Nell’estate del 2012 il pool di inquirenti della Procura tarantina, guidati da Franco Sebastio, dispone il sequestro dell’area a caldo, ritenuta causa di emissioni mortali, ed avvia un’indagine sui Riva, proprietari dell’azienda, per disastro ambientale; ma Corrado Clini, ministro del governo Monti, con un decreto, annulla il sequestro ed autorizza il ripristino della produzione per altri 36 mesi in attesa di adeguamento degli impianti alle normative dell’AIA (Autorizzazione Integrata Ambientale).
Nel 2013 il nuovo esecutivo guidato da Enrico Letta nomina come commissario straordinario Enrico Bondi, già scelto dai Riva pochi mesi prima come amministratore delegato, il quale ottiene dal governo il potere di incrementare il capitale dell’Ilva chiedendo al gruppo Riva e, in caso di rifiuto, ad investitori terzi, di partecipare all’operazione. Lo stesso governo assesta un nuovo e terribile colpo alla salute dei Tarantini: un emendamento al decreto legge sulla Terra dei Fuochi concede all’Ilva l’autorizzazione a smaltire i rifiuti della produzione nelle discariche interne allo stabilimento: un regalo che consente all’azienda, ormai gestita dallo Stato, di risparmiare milioni di euro.

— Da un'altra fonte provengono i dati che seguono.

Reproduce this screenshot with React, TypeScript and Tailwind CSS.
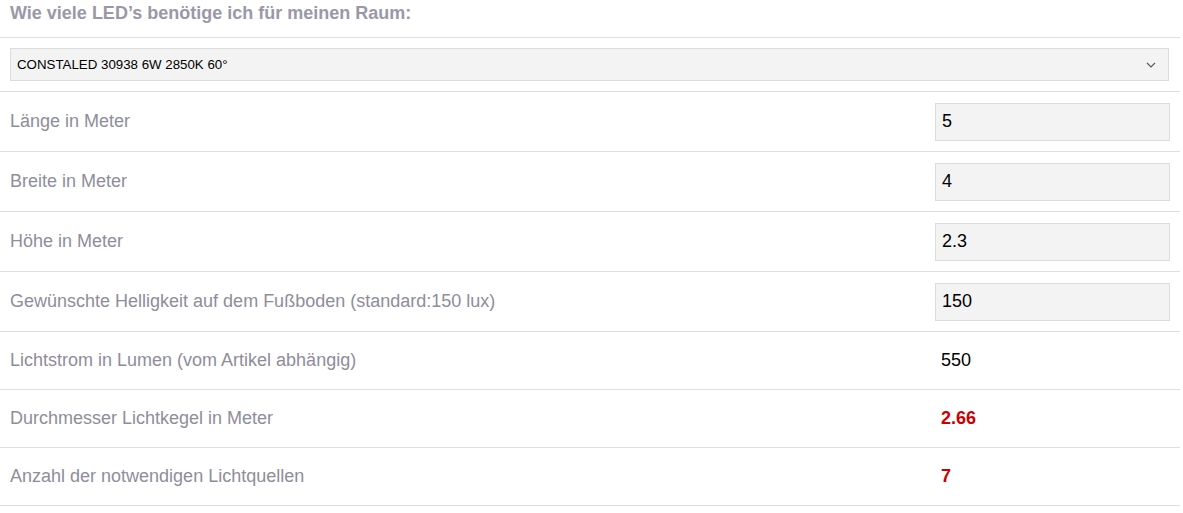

Renzi, subentrato a Letta, appena giunto a Palazzo Chigi, nazionalizza il polo industriale annunciando che, prima di rimetterlo sul mercato, sarà utilizzato oltre un miliardo di euro, frutto della negoziazione tra la famiglia Riva e l’Ilva, per il risanamento della città. Contemporaneamente vara un insieme di misure che permettono ai gestori dello stabilimento siderurgico di osservare solo l’80% delle prescrizioni AIA e, dulcis in fundo, nel giugno 2016, con un decreto, concede una proroga di 16 mesi per l’attuazione delle prescrizioni suddette prevedendo per il nuovo proprietario la possibilità di modificare, anche in maniera consistente, il piano di risanamento ambientale.
Gentiloni, nel frattempo, succede a Renzi dimissionario nella guida dell’esecutivo. È del 29 settembre scorso, all’indomani dell’acquisto dell’Ilva da parte degli indiani di Arcelor Mittal, supportati da Intesa-San Paolo e dal gruppo Marcegaglia, il decreto governativo di prorogare nel 2023, cioè di ben sei anni, il termine di attuazione delle prescrizioni ambientali già scadute e rimaste inottemperate.
Di qui la decisione del governatore della Puglia, Michele Emiliano, e del sindaco di Taranto, Rinaldo Melucci, di impugnare davanti al TAR il decreto; di qui la decisa reazione del ministro dello sviluppo Carlo Calenda, cui si è aggiunto il ministro dell’ambiente Galletti, complici i sindacati, che accusano Comune e Regione di fare “una sistematica ed irresponsabile opera di ostruzionismo”, lasciando colpevolmente senza lavoro migliaia di operai.
È sicuramente deprecabile che la magistratura debba sopperire all’inefficienza della politica, ma con il suo gesto Emiliano, da tempo fautore della progressiva “decarbonizzazione” dell’Ilva come antidoto ai mali della città, ha focalizzato la ratio che ha ispirato e continua ad ispirare i numerosi decreti governativi succedutisi nel tempo, come le gride di manzoniana memoria: l’Ilva va tenuta in piedi, costi quel che costi in termini di malattie e di decessi per cancro, perché lì lavorano migliaia di persone.
Si può condividere una “filosofia” di questo tipo?